The Cabinet Office has today published the new policy directions for the Big Lottery Fund, which introduce a new priority for boosting the capacity of the social investment market.
The document also makes clear that BIG funding will go “primarily” to the voluntary sector and social enterprises, leaving the door open for the funder to continue to award some money to statutory bodies, as it does now.
The publication of the final policy directions is the culmination of a comprehensive programme of research and consultation by the government and BIG around the content of the funder’s strategy for the next few years.
When the draft directions were published at the end of last year, the Directory of Social Change raised concerns about changes to the clause on additionality – the principle that lottery funding should be additional to things the government has a duty to fund – and threats to BIG’s independence from government.
The Third Sector Research Centre also published research highlighting five areas that sector groups said needed to improve about the relationship between the sector and BIG. These included independence, transparency and the consistency with which the funder aims to influence government policy.
The NCVO also argued that the proposed new priority on social investment should make clear that any money should be used to increase the capacity of the social investment market, not to fund social investment itself. This has been taken on board in the final version.
And the NCVO and others argued that BIG money should go solely to the voluntary sector, though this has gone unheeded.
Additionality changes
Responding to the final document today, the Directory of Social Change said the net result of the changes to the additionality definition in the new draft – which removes the specific reference to government funding - is that it’s “probably even muddier than before – so a missed opportunity to really clarify the principle”.
But overall, said the DSC’s head of policy Jay Kennedy, the revised directions “provide less specific instruction to BIG which is a good thing, and they are less detailed and complicated than previous versions which is also good”.
Social investment
Richard Caulfield, chief executive at Voluntary Sector North West, tweeted: “Social investment clause still bothers me in new lottery policy directions”, and “I don’t think lottery funds should be used to: strengthen & increase the capacity of the social investment market - too vague and open”.
Oppenheim: Sector needn't worry
But consultant Gerald Oppenheim, former policy and partnerships director at BIG, did not think the sector needed to worry unduly about the changes regarding independence, additionality or social investment.
On independence, he said BIG has always been a non-departmental public body, and so it is technically an arm of the government.

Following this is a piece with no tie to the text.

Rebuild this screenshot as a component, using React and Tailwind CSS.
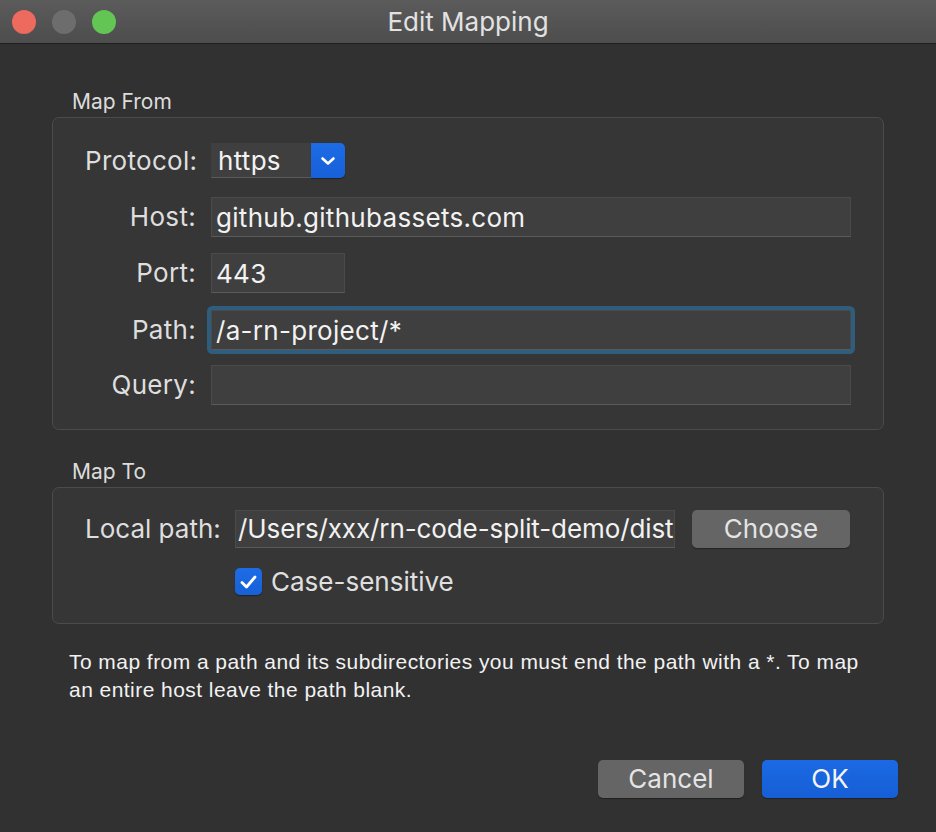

But ever since the New Opportunities Fund merged with the Community Fund in 2004 to create BIG, the policy directions have been very “enabling”. “To the credit of this government and the last, the policy directions have never borne any resemblance to the directions of the New Opportunities Fund, which basically said ‘you will run this initiative and you will spend this much on it’. They have always been much more in the spirit of the Community Fund.”
Regarding social investment, Oppenheim said BIG CEO Peter Wanless was already on record as saying that the vast majority of BIG’s funding will remain as grants. “There will be no dramatic slamming on of the brakes in that respect,” he said.
And on additionality, he said the DSC’s concerns belonged in another era, when there was plenty more money around and it was easier to separate causes that should be statutorily funded from those that could be additional. Now that the government was having to make such drastic cuts to statutory sevrice budgets, it is surely more important that the most deserving causes receive funding rather than arguing over the “slightly esoteric” subject of how additionality should be defined, he said.
“It is right that the DSC and others continue to be the guardians of the conscience on these issues,” Oppenheim added, “but I don’t think there is anything for the sector to really be worried about in the new wording.”
Maude: 'We won't micro-manage'
Cabinet Office minister Francis Maude said the new directions “reinforce the coalition’s commitment thast we will not micro-manage BIG”.
The directions cover Big Lottery Fund expenditure in England, the Isle of Man and UK-wide spending. Policy directions for Scotland, Wales and Northern Ireland are issued by the devolved administrations.